INPUT DATA |
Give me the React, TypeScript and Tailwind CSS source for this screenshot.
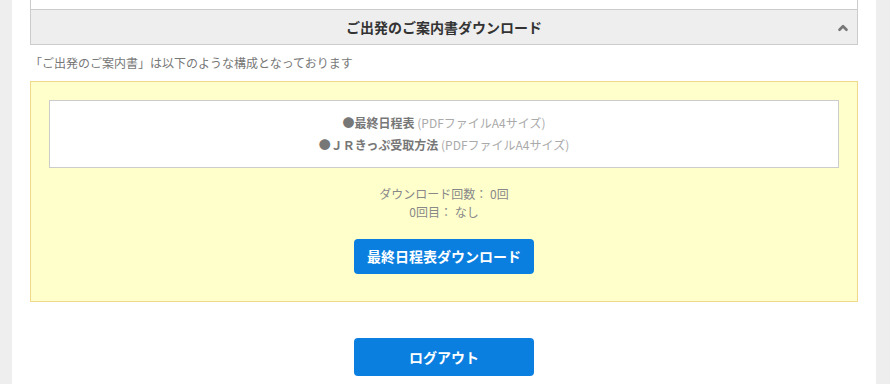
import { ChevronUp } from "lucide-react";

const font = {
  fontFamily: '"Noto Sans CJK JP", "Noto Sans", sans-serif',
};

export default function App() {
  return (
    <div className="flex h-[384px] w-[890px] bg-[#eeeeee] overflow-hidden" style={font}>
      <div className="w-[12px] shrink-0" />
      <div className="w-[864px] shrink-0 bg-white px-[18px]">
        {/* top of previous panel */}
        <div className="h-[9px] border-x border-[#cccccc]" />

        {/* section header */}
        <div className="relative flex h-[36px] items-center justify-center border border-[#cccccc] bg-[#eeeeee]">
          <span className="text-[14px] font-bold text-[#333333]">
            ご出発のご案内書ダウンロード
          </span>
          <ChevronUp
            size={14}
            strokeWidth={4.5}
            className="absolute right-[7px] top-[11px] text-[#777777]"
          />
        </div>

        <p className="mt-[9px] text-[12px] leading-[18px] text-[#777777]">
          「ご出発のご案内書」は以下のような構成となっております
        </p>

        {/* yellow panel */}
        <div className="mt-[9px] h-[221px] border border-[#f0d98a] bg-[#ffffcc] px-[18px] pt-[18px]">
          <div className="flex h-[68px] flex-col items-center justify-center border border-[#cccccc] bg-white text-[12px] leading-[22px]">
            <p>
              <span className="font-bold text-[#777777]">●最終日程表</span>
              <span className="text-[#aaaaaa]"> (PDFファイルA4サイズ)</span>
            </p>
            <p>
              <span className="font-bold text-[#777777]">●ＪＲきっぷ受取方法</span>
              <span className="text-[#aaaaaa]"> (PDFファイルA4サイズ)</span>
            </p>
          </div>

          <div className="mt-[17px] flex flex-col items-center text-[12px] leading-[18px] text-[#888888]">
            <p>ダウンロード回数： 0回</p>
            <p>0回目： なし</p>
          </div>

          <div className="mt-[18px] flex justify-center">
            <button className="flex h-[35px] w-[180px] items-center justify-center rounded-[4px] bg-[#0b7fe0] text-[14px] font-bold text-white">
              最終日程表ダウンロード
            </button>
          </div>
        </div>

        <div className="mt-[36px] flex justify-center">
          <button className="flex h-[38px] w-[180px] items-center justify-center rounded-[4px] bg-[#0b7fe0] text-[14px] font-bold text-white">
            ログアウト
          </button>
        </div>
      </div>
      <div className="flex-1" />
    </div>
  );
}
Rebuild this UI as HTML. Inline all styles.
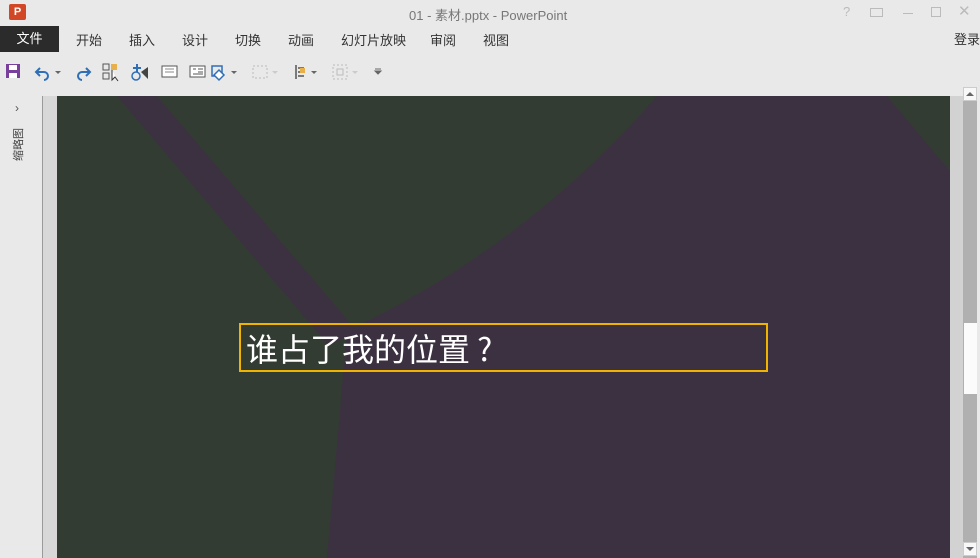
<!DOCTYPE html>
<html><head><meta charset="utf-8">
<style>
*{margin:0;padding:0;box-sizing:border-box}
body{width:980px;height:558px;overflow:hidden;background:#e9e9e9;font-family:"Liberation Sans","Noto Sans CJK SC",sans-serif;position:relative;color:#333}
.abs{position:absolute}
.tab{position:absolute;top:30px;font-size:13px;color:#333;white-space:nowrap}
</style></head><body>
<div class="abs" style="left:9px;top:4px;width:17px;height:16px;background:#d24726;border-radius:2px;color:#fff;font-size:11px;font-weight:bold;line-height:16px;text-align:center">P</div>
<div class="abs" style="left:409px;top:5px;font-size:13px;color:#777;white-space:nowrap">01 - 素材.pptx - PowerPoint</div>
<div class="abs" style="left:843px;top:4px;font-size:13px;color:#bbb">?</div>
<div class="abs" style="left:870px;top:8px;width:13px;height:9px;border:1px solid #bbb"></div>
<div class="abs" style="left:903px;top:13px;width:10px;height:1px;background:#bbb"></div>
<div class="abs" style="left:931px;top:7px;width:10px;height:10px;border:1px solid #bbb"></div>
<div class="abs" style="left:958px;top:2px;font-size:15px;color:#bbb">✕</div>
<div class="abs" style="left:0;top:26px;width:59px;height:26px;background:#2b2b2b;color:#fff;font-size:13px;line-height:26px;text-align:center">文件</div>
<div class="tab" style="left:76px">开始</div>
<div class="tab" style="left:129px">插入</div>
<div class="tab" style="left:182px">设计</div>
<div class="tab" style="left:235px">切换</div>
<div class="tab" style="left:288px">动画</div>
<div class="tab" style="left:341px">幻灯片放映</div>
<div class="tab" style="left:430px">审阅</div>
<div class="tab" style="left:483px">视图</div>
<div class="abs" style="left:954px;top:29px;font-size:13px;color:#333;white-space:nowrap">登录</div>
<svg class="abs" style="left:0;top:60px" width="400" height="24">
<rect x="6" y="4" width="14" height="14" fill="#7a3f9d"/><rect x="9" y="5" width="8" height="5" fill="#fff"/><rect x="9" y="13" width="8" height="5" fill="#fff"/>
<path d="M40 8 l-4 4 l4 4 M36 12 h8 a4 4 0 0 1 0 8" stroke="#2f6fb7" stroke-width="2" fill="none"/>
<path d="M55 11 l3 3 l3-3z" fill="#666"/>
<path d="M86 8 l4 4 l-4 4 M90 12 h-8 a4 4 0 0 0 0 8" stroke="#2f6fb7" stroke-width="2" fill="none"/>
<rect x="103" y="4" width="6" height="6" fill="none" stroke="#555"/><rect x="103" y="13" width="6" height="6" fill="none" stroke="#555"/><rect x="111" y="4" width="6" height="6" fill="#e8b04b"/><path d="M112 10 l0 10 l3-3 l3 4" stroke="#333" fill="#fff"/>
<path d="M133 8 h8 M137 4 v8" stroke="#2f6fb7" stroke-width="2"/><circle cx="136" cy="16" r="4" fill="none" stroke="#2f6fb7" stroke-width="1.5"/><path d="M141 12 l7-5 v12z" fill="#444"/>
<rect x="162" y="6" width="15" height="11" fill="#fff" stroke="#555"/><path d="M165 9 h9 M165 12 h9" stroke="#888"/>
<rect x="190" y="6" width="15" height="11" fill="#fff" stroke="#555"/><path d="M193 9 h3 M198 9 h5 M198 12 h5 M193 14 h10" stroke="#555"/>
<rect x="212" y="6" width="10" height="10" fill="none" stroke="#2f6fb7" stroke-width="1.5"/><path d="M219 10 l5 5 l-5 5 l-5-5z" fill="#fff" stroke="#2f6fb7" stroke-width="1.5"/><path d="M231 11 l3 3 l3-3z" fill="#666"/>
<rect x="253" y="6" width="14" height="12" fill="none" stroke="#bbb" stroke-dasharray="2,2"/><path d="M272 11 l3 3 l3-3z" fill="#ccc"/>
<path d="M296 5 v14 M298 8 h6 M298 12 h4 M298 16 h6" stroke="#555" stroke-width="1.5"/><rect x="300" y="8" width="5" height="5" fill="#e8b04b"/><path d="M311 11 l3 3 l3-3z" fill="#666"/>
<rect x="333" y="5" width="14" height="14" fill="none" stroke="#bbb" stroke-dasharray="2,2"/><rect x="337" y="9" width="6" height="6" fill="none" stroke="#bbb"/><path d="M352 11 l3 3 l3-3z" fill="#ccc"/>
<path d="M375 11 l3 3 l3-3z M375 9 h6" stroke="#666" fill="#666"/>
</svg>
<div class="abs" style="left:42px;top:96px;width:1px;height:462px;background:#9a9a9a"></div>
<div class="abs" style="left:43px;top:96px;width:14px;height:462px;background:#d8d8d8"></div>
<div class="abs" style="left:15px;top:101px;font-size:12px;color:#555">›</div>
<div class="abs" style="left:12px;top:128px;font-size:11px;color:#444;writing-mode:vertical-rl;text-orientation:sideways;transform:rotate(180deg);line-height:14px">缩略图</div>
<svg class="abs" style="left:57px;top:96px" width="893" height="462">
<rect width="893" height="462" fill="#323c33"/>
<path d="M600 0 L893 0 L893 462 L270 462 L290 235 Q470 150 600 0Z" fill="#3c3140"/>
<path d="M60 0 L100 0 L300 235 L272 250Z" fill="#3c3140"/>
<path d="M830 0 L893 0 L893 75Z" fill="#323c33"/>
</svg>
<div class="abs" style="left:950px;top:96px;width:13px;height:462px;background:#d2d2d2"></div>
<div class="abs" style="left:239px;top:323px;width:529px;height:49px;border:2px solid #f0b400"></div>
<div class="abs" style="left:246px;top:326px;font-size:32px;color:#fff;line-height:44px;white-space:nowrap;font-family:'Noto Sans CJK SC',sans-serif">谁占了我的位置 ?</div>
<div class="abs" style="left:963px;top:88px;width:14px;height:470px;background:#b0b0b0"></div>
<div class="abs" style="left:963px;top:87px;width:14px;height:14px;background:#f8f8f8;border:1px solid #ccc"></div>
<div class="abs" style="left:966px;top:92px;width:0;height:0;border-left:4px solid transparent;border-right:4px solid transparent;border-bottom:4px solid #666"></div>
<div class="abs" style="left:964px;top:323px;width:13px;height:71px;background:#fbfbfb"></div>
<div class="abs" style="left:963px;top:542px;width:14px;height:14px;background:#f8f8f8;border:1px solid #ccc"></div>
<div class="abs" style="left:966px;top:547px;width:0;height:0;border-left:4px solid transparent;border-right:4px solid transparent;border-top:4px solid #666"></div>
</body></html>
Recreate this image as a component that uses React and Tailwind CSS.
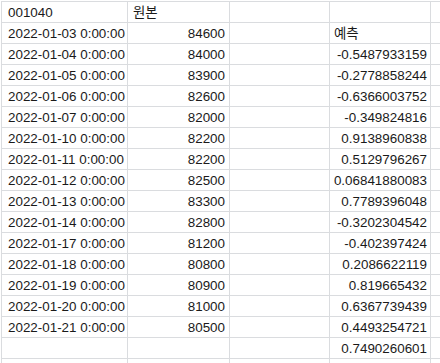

CHALLENGE |
Give the count of lines in the listing that hold the word "Tailwind", with no other text.

CORRECT OUTPUT |
2